Monday, October 28, 2013

Bank of America survey: Higher percentage of wealthy to delay retirement

The ranks of wealthy Americans planning to delay retirement continue to grow, even though the economy is improving, according to survey findings released Monday by Bank of America.

The Merrill Edge fall 2013 survey, which is based on responses of the "mass affluent," finds that 61 percent plan to retire later than they anticipated, up from 56 percent a year ago and 29 percent two years ago.

Meanwhile, the percentage of those who say they plan to retire earlier than anticipated is lower than two years ago. Only 9 percent fall into that group, compared with 31 percent in fall 2011.

The report defines the "mass affluent" as those with $50,000 to $250,000 in total household investable assets. It's a group that makes up roughly 33 million households in the U.S., the report says.

Among other survey findings, saving for retirement is the No. 1 concern for the wealthy, followed by paying down debt.
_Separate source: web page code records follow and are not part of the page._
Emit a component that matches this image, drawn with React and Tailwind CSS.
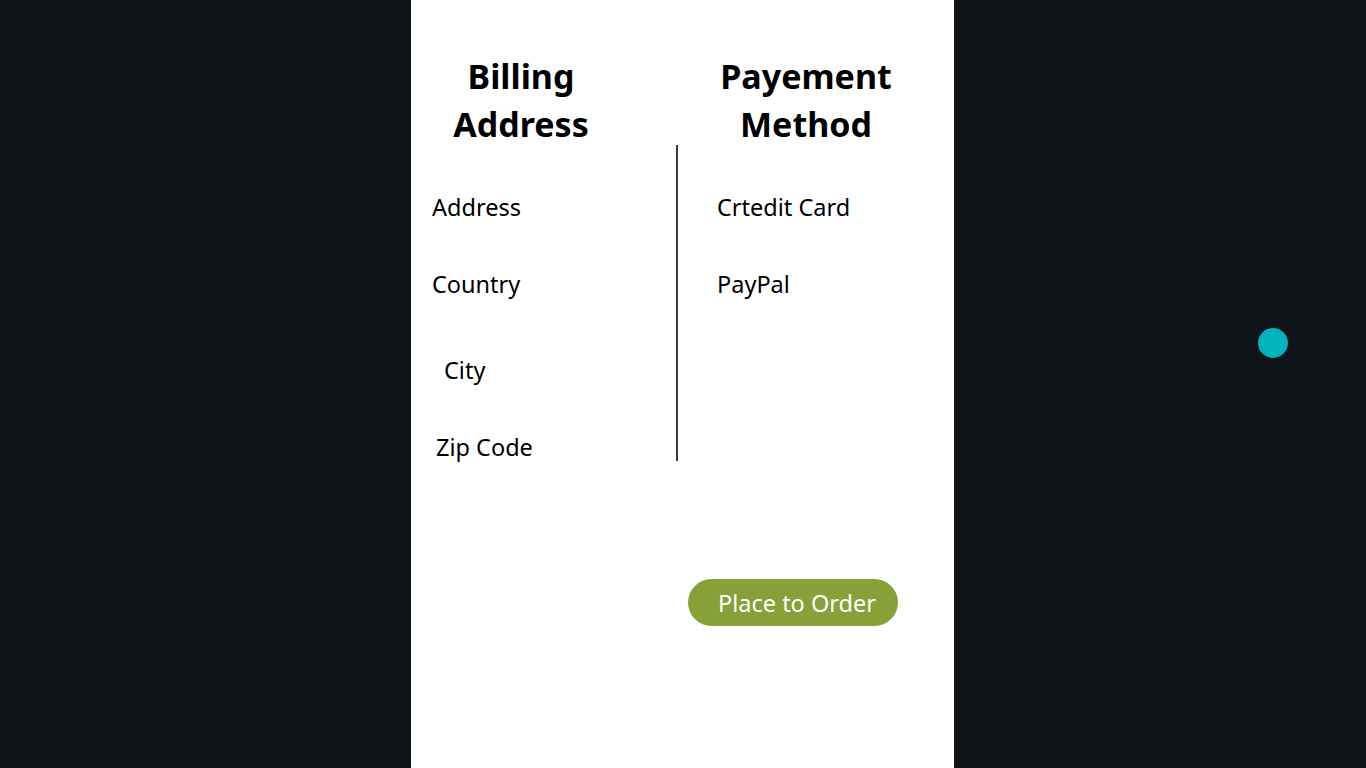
export default function App() {
	const font = { fontFamily: '"Noto Sans", "Open Sans", sans-serif' };

	return (
		<div className="relative w-full h-[768px] bg-[#0e1318] flex overflow-hidden" style={font}>
			<div className="ml-[411px] w-[543px] h-full bg-white text-black">
				<div className="flex pt-[52px]">
					<h2 className="w-[220px] text-center text-[34px] font-bold leading-[48px]">Billing Address</h2>
					<h2 className="ml-[48px] w-[254px] text-center text-[34px] font-bold leading-[48px]">Payement Method</h2>
				</div>
				<div className="flex -mt-[3px]">
					<div className="w-[265px] text-[23.5px] leading-[30px]">
						<div className="mt-[47px] ml-[21px]">Address</div>
						<div className="mt-[47px] ml-[21px]">Country</div>
						<div className="mt-[56px] ml-[33px]">City</div>
						<div className="mt-[47px] ml-[25px]">Zip Code</div>
					</div>
					<div className="w-[2px] h-[316px] bg-[#3a3a3a]"></div>
					<div className="flex-1 text-[23.5px] leading-[30px]">
						<div className="mt-[47px] ml-[39px]">Crtedit Card</div>
						<div className="mt-[47px] ml-[39px]">PayPal</div>
					</div>
				</div>
				<div className="mt-[117px] ml-[277px]">
					<button className="w-[210px] h-[47px] rounded-full bg-[#88a038] text-white text-[23.5px] leading-[30px] pl-[8px]">
						Place to Order
					</button>
				</div>
			</div>
			<div className="absolute left-[1258px] top-[328px] w-[30px] h-[30px] rounded-full bg-[#00b3bd]"></div>
		</div>
	);
}
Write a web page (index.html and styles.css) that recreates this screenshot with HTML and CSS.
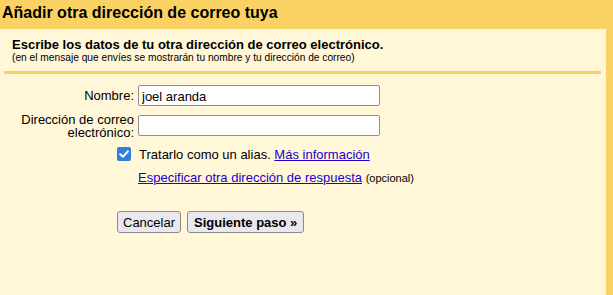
FILE: index.html
```html
<!DOCTYPE html>
<html lang="es">
<head>
<meta charset="utf-8">
<title>Añadir otra dirección</title>
<link rel="stylesheet" href="styles.css">
</head>
<body>
<div class="frame">
  <h1 class="title">Añadir otra dirección de correo tuya</h1>
  <div class="panel">
    <div class="intro">
      <div class="intro-main">Escribe los datos de tu otra dirección de correo electrónico.</div>
      <div class="intro-sub">(en el mensaje que envíes se mostrarán tu nombre y tu dirección de correo)</div>
    </div>
    <div class="form">
      <div class="row">
        <label class="label" for="n">Nombre:</label>
        <input class="field" id="n" type="text" value="joel aranda">
      </div>
      <div class="row row-top">
        <label class="label label-two" for="e">Dirección de correo electrónico:</label>
        <input class="field" id="e" type="text">
      </div>
      <div class="check-row">
        <span class="checkbox"><svg width="14" height="14" viewBox="0 0 14 14"><rect width="14" height="14" rx="2" fill="#2f7fd8"/><path d="M3.2 7.2 L5.9 9.8 L10.9 4.4" fill="none" stroke="#fff" stroke-width="2" stroke-linecap="round" stroke-linejoin="round"/></svg></span>
        <span class="check-text">Tratarlo como un alias. <a href="#">Más información</a></span>
      </div>
      <div class="reply-row"><a href="#">Especificar otra dirección de respuesta</a> <span class="opt">(opcional)</span></div>
      <div class="buttons">
        <button class="btn">Cancelar</button>
        <button class="btn btn-bold">Siguiente paso »</button>
      </div>
    </div>
  </div>
</div>
</body>
</html>
```
FILE: styles.css
```css
html, body {
  margin: 0;
  padding: 0;
  height: 100%;
}
body {
  font-family: "Liberation Sans", Arial, sans-serif;
  color: #000;
  background: #fad163;
}
.frame {
  height: 295px;
  background: #fad163;
  display: flex;
  flex-direction: column;
  padding-right: 7px;
  box-sizing: border-box;
}
.title {
  margin: 0;
  font-size: 16px;
  font-weight: bold;
  height: 29px;
  line-height: 26px;
  padding-left: 2px;
  box-sizing: border-box;
}
.panel {
  flex: 1;
  background: #fff7d7;
  padding: 0 5px 0 4px;
}
.intro {
  padding: 9px 0 7px 8px;
  border-bottom: 3px solid #fad163;
}
.intro-main {
  font-size: 13px;
  font-weight: bold;
  line-height: 14px;
}
.intro-sub {
  font-size: 10.2px;
  line-height: 12px;
}
.form {
  padding-top: 11px;
}
.row {
  display: flex;
  align-items: center;
  margin-bottom: 8px;
}
.row-top {
  align-items: flex-start;
  margin-bottom: 5px;
}
.row-top .field {
  margin-top: 1px;
}
.label {
  width: 130px;
  text-align: right;
  font-size: 13px;
  line-height: 14px;
  padding-right: 4px;
}
.label-two {
  line-height: 13px;
  margin-top: -1px;
}
.field {
  width: 242px;
  height: 21px;
  box-sizing: border-box;
  border: 1px solid #8f8f8f;
  border-radius: 2px;
  background: #fff;
  font-family: "Liberation Sans", Arial, sans-serif;
  font-size: 13px;
  padding: 1px 3px 0 3px;
  margin: 0;
}
.check-row {
  display: flex;
  align-items: center;
  padding-left: 113px;
  height: 20px;
}
.checkbox {
  width: 14px;
  height: 14px;
  display: block;
  margin-right: 8px;
}
.checkbox svg {
  display: block;
}
.check-text {
  font-size: 13px;
}
a {
  color: #2200cc;
  text-decoration: underline;
}
.reply-row {
  padding-left: 134px;
  font-size: 13px;
  margin-top: 4px;
  line-height: 20px;
}
.opt {
  font-size: 11px;
}
.buttons {
  display: flex;
  gap: 6px;
  padding-left: 113px;
  margin-top: 23px;
}
.btn {
  height: 22px;
  border: 1px solid #8a8a8a;
  border-radius: 3px;
  background: #e9e9ed;
  font-family: "Liberation Sans", Arial, sans-serif;
  font-size: 13px;
  padding: 0 5px;
  color: #000;
}
.btn-bold {
  font-weight: bold;
  padding: 0 6px;
}
```
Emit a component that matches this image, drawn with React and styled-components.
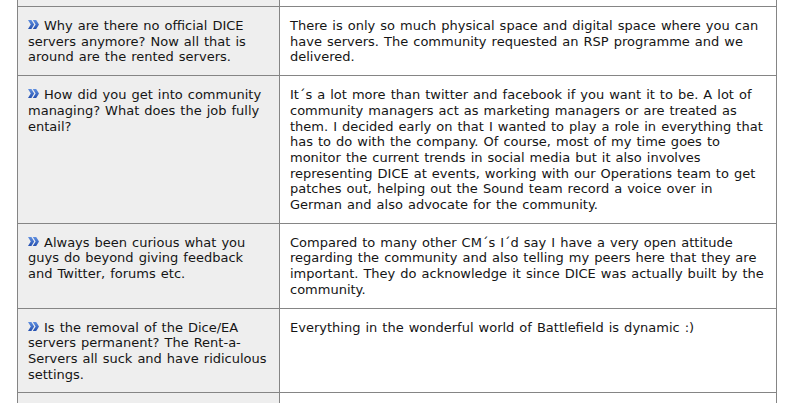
import React from "react";
import styled, { createGlobalStyle } from "styled-components";

const Global = createGlobalStyle`
  html, body { margin: 0; padding: 0; background: #ffffff; }
  body { font-family: "DejaVu Sans", Verdana, sans-serif; }
`;

const Page = styled.div`
  padding-left: 17px;
  width: 790px;
  height: 403px;
  overflow: hidden;
  box-sizing: border-box;
`;

const Table = styled.div`
  width: 760px;
  border-left: 1px solid #858585;
  border-right: 1px solid #858585;
  box-sizing: border-box;
`;

const Row = styled.div`
  display: grid;
  grid-template-columns: 262px 1fr;
  border-bottom: 1px solid #858585;
  min-height: ${(p) => (p.$h ? `${p.$h}px` : "auto")};
`;

const cellText = `
  font-size: 13px;
  letter-spacing: 0;
  word-spacing: 0.9px;
  line-height: 15.7px;
  color: #151515;
`;

const Question = styled.div`
  background: #eeeeee;
  border-right: 1px solid #858585;
  padding: ${(p) => (p.$stub ? "0" : "11px 10px 10px 10px")};
  ${cellText}
`;

const Answer = styled.div`
  background: #ffffff;
  padding: ${(p) => (p.$stub ? "0" : "11px 10px 10px 10px")};
  ${cellText}
`;

const Icon = styled.svg`
  display: inline-block;
  width: 11px;
  height: 9px;
  margin-right: 5px;
  vertical-align: 1px;
`;

const Arrows = () => (
  <Icon viewBox="0 0 11 9">
    <defs>
      <linearGradient id="g" x1="0" y1="0" x2="0" y2="1">
        <stop offset="0" stopColor="#5f8fe0" />
        <stop offset="1" stopColor="#2550b0" />
      </linearGradient>
    </defs>
    <path d="M0 0 L3.4 0 L6.2 4.5 L3.4 9 L0 9 L2.8 4.5 Z" fill="url(#g)" />
    <path d="M4.8 0 L8.2 0 L11 4.5 L8.2 9 L4.8 9 L7.6 4.5 Z" fill="url(#g)" />
  </Icon>
);

const rows = [
  {
    q: "Why are there no official DICE servers anymore? Now all that is around are the rented servers.",
    a: "There is only so much physical space and digital space where you can have servers. The community requested an RSP programme and we delivered.",
  },
  {
    q: "How did you get into community managing? What does the job fully entail?",
    a: "It´s a lot more than twitter and facebook if you want it to be. A lot of community managers act as marketing managers or are treated as them. I decided early on that I wanted to play a role in everything that has to do with the company. Of course, most of my time goes to monitor the current trends in social media but it also involves representing DICE at events, working with our Operations team to get patches out, helping out the Sound team record a voice over in German and also advocate for the community.",
  },
  {
    q: "Always been curious what you guys do beyond giving feedback and Twitter, forums etc.",
    a: "Compared to many other CM´s I´d say I have a very open attitude regarding the community and also telling my peers here that they are important. They do acknowledge it since DICE was actually built by the community.",
  },
  {
    q: "Is the removal of the Dice/EA servers permanent? The Rent-a-Servers all suck and have ridiculous settings.",
    a: "Everything in the wonderful world of Battlefield is dynamic :)",
  },
];

export default function App() {
  return (
    <>
      <Global />
      <Page>
        <Table>
          <Row $h={6}>
            <Question $stub />
            <Answer $stub />
          </Row>
          {rows.map((r, i) => (
            <Row key={i}>
              <Question>
                <Arrows />
                {r.q}
              </Question>
              <Answer>{r.a}</Answer>
            </Row>
          ))}
          <Row $h={40}>
            <Question $stub />
            <Answer $stub />
          </Row>
        </Table>
      </Page>
    </>
  );
}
That's a reversal of a trend during the recession, when getting rid of debt was the biggest priority, followed by saving for retirement.

The report comes after Wells Fargo last week issued results from a study on the retirement outlook for the middle class. According to that report, 59 percent of the middle class said their No. 1 financial concern is paying the bills, up from 52 percent in 2012. Saving for retirement is in second place, with 13 percent saying it's a priority. Four in 10 middle-class Americans said saving and paying the bills at the same time is not possible.

The Merrill Edge survey was conducted Sept. 9-17 and had 1,016 participants. It has a margin of error of plus or minus 3.1 percent.